>> Start Recorded data

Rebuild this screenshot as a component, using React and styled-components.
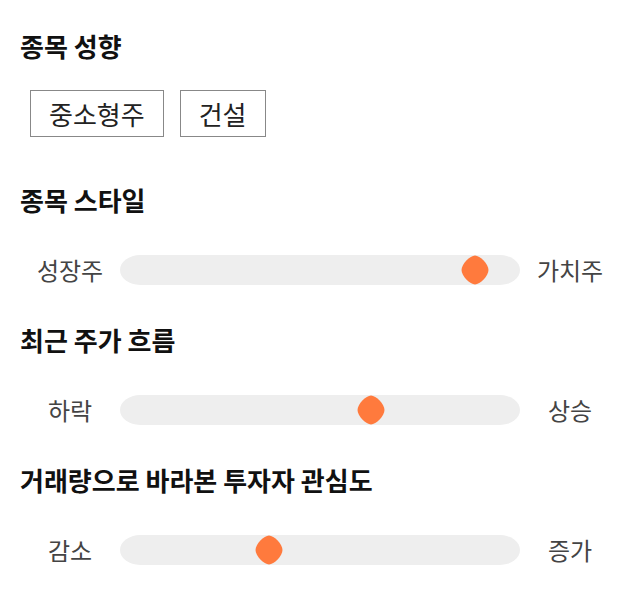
import React from "react";
import styled, { createGlobalStyle } from "styled-components";

const GlobalStyle = createGlobalStyle`
    body {
        margin: 0;
        background: #fff;
        font-family: "Noto Sans CJK KR", "Noto Sans", sans-serif;
    }
`;

const Page = styled.div`
    width: 640px;
    padding: 30px 20px 0;
    box-sizing: border-box;
`;

const Section = styled.section`
    margin-bottom: ${(p) => p.$gap || 40}px;
`;

const Heading = styled.h2`
    margin: 0;
    font-size: 26px;
    line-height: 32px;
    font-weight: 700;
    color: #111;
`;

const Chips = styled.div`
    display: flex;
    gap: 16px;
    margin: 28px 0 0 10px;
`;

const Chip = styled.span`
    display: flex;
    align-items: center;
    height: 47px;
    padding: 0 18px;
    box-sizing: border-box;
    border: 1px solid #888;
    font-size: 26px;
    color: #222;
`;

const SliderRow = styled.div`
    display: grid;
    grid-template-columns: 100px 1fr 100px;
    align-items: center;
    margin-top: 39px;
`;

const Label = styled.span`
    text-align: center;
    font-size: 24px;
    line-height: 30px;
    color: #444;
`;

const Track = styled.div`
    position: relative;
    height: 30px;
    background: #eeeeee;
    border-radius: 20px / 15px;
`;

const Thumb = styled.svg`
    position: absolute;
    top: 0;
    width: 28px;
    height: 30px;
    margin-left: -14px;
`;

const sliders = [
    { title: "종목 스타일", left: "성장주", right: "가치주", value: 0.917 },
    { title: "최근 주가 흐름", left: "하락", right: "상승", value: 0.637 },
    { title: "거래량으로 바라본 투자자 관심도", left: "감소", right: "증가", value: 0.363 },
];

const Slider = ({ left, right, value }) => (
    <SliderRow>
        <Label>{left}</Label>
        <Track>
            <Thumb
                viewBox="0 0 28 30"
                style={{ left: `calc(14px + ${value} * (100% - 28px))` }}
            >
                <path
                    d="M14 0.5 C19 0.5 27.5 9 27.5 15 C27.5 21 19 29.5 14 29.5 C9 29.5 0.5 21 0.5 15 C0.5 9 9 0.5 14 0.5 Z"
                    fill="#ff7a3d"
                />
            </Thumb>
        </Track>
        <Label>{right}</Label>
    </SliderRow>
);

const App = () => (
    <>
        <GlobalStyle />
        <Page>
            <Section $gap={47}>
                <Heading>종목 성향</Heading>
                <Chips>
                    <Chip>중소형주</Chip>
                    <Chip>건설</Chip>
                </Chips>
            </Section>
            {sliders.map((s) => (
                <Section key={s.title} $gap={39}>
                    <Heading>{s.title}</Heading>
                    <Slider left={s.left} right={s.right} value={s.value} />
                </Section>
            ))}
        </Page>
    </>
);

export default App;
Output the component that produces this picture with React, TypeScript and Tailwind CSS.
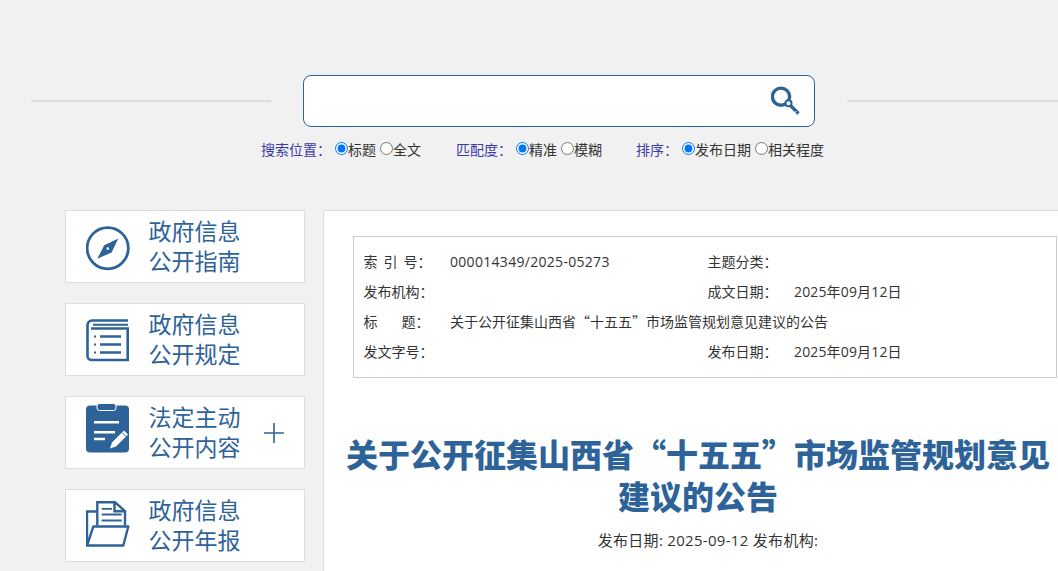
const blue = "#2e6399";

function CompassIcon() {
  return <svg width="44" height="60" viewBox="0 0 44 60" fill="none">
      <circle cx="21.7" cy="31.2" r="20.6" stroke={blue} strokeWidth="2.8" />
      <path d="M32.3 21.5L25.6 35.4L11.3 41.8L18.2 28.2Z" fill={blue} />
      <circle cx="21.8" cy="31.6" r="1.3" fill="#fff" />
    </svg>;
}

function BookIcon() {
  return <svg width="44" height="60" viewBox="0 0 44 60" fill="none" stroke={blue}>
      <path d="M42 10.5H6a4.5 4.5 0 0 0-4.5 4.5V46a4 4 0 0 0 4 4H41.7V18.5H5" strokeWidth="2.6" />
      <path d="M7 14.8H42" strokeWidth="2" />
      <path d="M14 26.5H35M14 34.5H35M14 42.5H35" strokeWidth="2.4" />
      <path d="M8 26.5H10.5M8 34.5H10.5M8 42.5H10.5" strokeWidth="2.2" strokeDasharray="2 1" />
    </svg>;
}

function ClipboardIcon() {
  return <svg width="44" height="60" viewBox="0 0 44 60" fill="none">
      <rect x="0" y="2.5" width="43" height="47" rx="4" fill={blue} />
      <rect x="11" y="0.5" width="19" height="7" rx="2.5" fill={blue} stroke="#fff" strokeWidth="1" />
      <path d="M8 19.3H33M8 29.3H29M8 36H19" stroke="#fff" strokeWidth="2.6" />
      <path d="M24 45.5L26 39.5L38 27.5L42 31.5L30 43.5Z" fill="#fff" />
      <path d="M36 29.5L40 33.5" stroke={blue} strokeWidth="1" />
    </svg>;
}

function FolderIcon() {
  return <svg width="44" height="60" viewBox="0 0 44 60" fill="none" stroke={blue} strokeWidth="2.4">
      <path d="M11.3 29.5V6.2H29L39 15.2V29.5M28.5 6.2V15.2H39" />
      <path d="M15.7 12.8H26M15.7 18.5H35.7M15.7 24.5H35.7" strokeWidth="1.8" />
      <path d="M11.3 15.5H1V49.5" />
      <path d="M1 49.5H37.3L42.3 30.5H7.3Z" strokeLinejoin="round" />
    </svg>;
}

function SearchIcon() {
  return <svg width="30" height="30" viewBox="0 0 30 30" fill="none" stroke={blue}>
      <circle cx="10" cy="10.7" r="8.6" strokeWidth="3.4" />
      <path d="M19.5 19.5L27.5 27.5" strokeWidth="3.4" />
      <path d="M23.5 27L25.5 25" stroke="#fff" strokeWidth="1" />
      <circle cx="17.5" cy="17.3" r="3" fill="#fff" strokeWidth="2" />
    </svg>;
}

const navItems = [{
  icon: CompassIcon,
  lines: ["政府信息", "公开指南"]
}, {
  icon: BookIcon,
  lines: ["政府信息", "公开规定"]
}, {
  icon: ClipboardIcon,
  lines: ["法定主动", "公开内容"],
  expand: true
}, {
  icon: FolderIcon,
  lines: ["政府信息", "公开年报"]
}];

function Radio({ name, checked, label, className }: { name: string; checked?: boolean; label: string; className?: string }) {
  return <label className={`flex items-center ${className ?? ""}`}>
      <input type="radio" name={name} defaultChecked={checked} className="w-[13px] h-[13px] -translate-y-px" />
      <span>{label}</span>
    </label>;
}

export default function App() {
  return <div className="h-[571px] overflow-hidden bg-[#f1f1f1] font-['Open_Sans','Noto_Sans_CJK_SC',sans-serif] text-[14px] text-[#333]">
      <div className="pt-[75px] pl-[31px] flex items-center gap-8 w-[1100px]">
        <div className="w-[240px] h-[2px] bg-[#ddd]" />
        <div className="w-[512px] h-[52px] bg-white border border-[#2e6399] rounded-[8px] flex items-center justify-end pr-[13px]">
          <SearchIcon />
        </div>
        <div className="w-[240px] h-[2px] bg-[#ddd]" />
      </div>

      <div className="mt-[12px] pl-[261px] h-[20px] flex items-center">
        <span className="w-[74px] text-[#3b3ba6]">搜索位置：</span>
        <Radio name="pos" checked label="标题" className="mr-[4px]" />
        <Radio name="pos" label="全文" />
        <span className="ml-[35px] w-[60px] text-[#3b3ba6]">匹配度：</span>
        <Radio name="match" checked label="精准" className="mr-[4px]" />
        <Radio name="match" label="模糊" />
        <span className="ml-[34px] w-[46px] text-[#3b3ba6]">排序：</span>
        <Radio name="sort" checked label="发布日期" className="mr-[4px]" />
        <Radio name="sort" label="相关程度" />
      </div>

      <div className="mt-[51px] flex items-start">
        <div className="ml-[65px] w-[240px] shrink-0 flex flex-col gap-5">
          {navItems.map((item, index) => <div key={index} className="h-[73px] bg-white border border-[#ddd] pl-[20px] flex items-center text-[23px] leading-[30px] text-[#2e6399]">
              <item.icon />
              <div className="ml-[18.5px] w-[92.5px] pb-px whitespace-nowrap">
                {item.lines.map(line => <div key={line}>{line}</div>)}
              </div>
              {item.expand && <svg width="20" height="20" viewBox="0 0 20 20" className="ml-[23px]" stroke={blue} strokeWidth="1.6">
                  <path d="M0 10H20M10 0V20" />
                </svg>}
            </div>)}
        </div>

        <div className="ml-[18px] w-[760px] shrink-0 h-[400px] bg-white border border-[#ddd] pt-[25px] pl-[29px]">
          <div className="w-[704px] h-[142px] border border-[#ccc] pt-[9px] pl-[9.5px] grid grid-cols-[344px_1fr] auto-rows-[30px] items-center">
            <div className="flex">
              <span className="w-[86.5px] flex gap-[6px]"><span>索</span><span>引</span><span>号：</span></span>
              <span className="tracking-[0.3px]">000014349/2025-05273</span>
            </div>
            <div className="flex">
              <span className="w-[86.5px]">主题分类：</span>
            </div>
            <div className="flex">
              <span className="w-[86.5px]">发布机构：</span>
            </div>
            <div className="flex">
              <span className="w-[86.5px]">成文日期：</span>
              <span className="tracking-[0.15px]">2025年09月12日</span>
            </div>
            <div className="flex col-span-2">
              <span className="w-[86.5px] flex gap-[24px]"><span>标</span><span>题：</span></span>
              <span className="font-['Noto_Sans_CJK_SC',sans-serif]">关于公开征集山西省“十五五”市场监管规划意见建议的公告</span>
            </div>
            <div className="flex">
              <span className="w-[86.5px]">发文字号：</span>
            </div>
            <div className="flex">
              <span className="w-[86.5px]">发布日期：</span>
              <span className="tracking-[0.15px]">2025年09月12日</span>
            </div>
          </div>

          <h1 className="mt-[54px] -ml-[13px] w-[716px] text-center text-[32px] leading-[42px] font-black text-[#2e6399] font-['Noto_Sans_CJK_SC',sans-serif]">
            关于公开征集山西省“十五五”市场监管规划意见建议的公告
          </h1>
          <p className="mt-[14px] -ml-[13px] w-[736px] text-center leading-[20px] text-[15px] tracking-[0.3px]">发布日期: 2025-09-12 发布机构:</p>
        </div>
      </div>
    </div>;
}
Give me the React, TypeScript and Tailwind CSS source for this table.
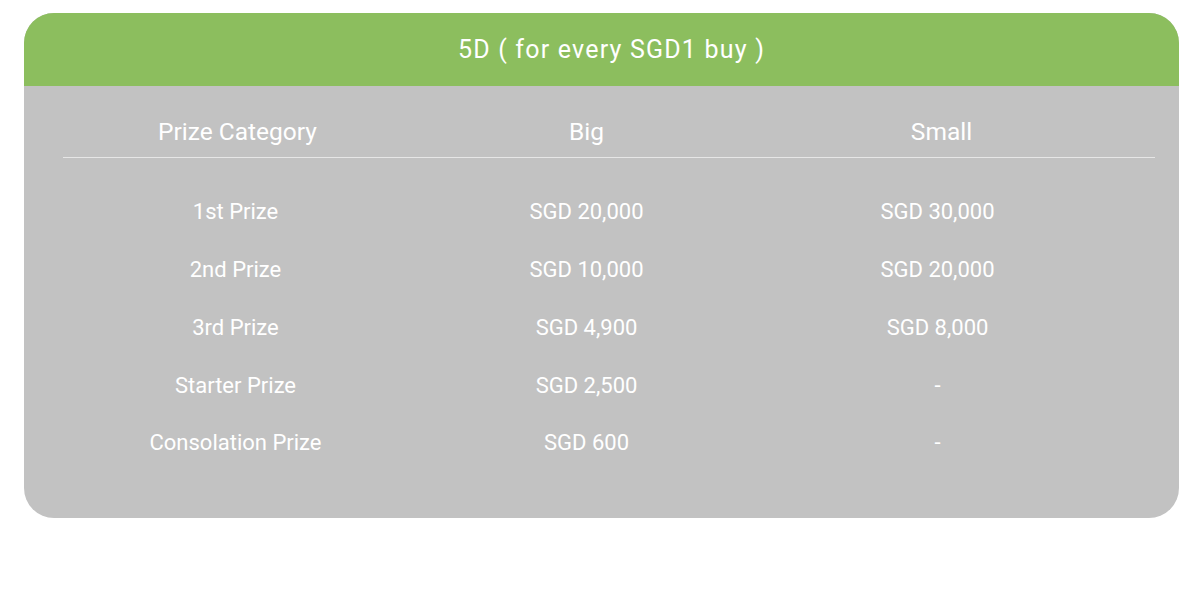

>> End Recorded data

[Problem description]:
Copy each line of the records containing the string "React".

[Solution to the exercise]:
Rebuild this screenshot as a component, using React and styled-components.
import React from "react";
Output the component that produces this picture with React, TypeScript and Tailwind CSS.
Give me the React, TypeScript and Tailwind CSS source for this table.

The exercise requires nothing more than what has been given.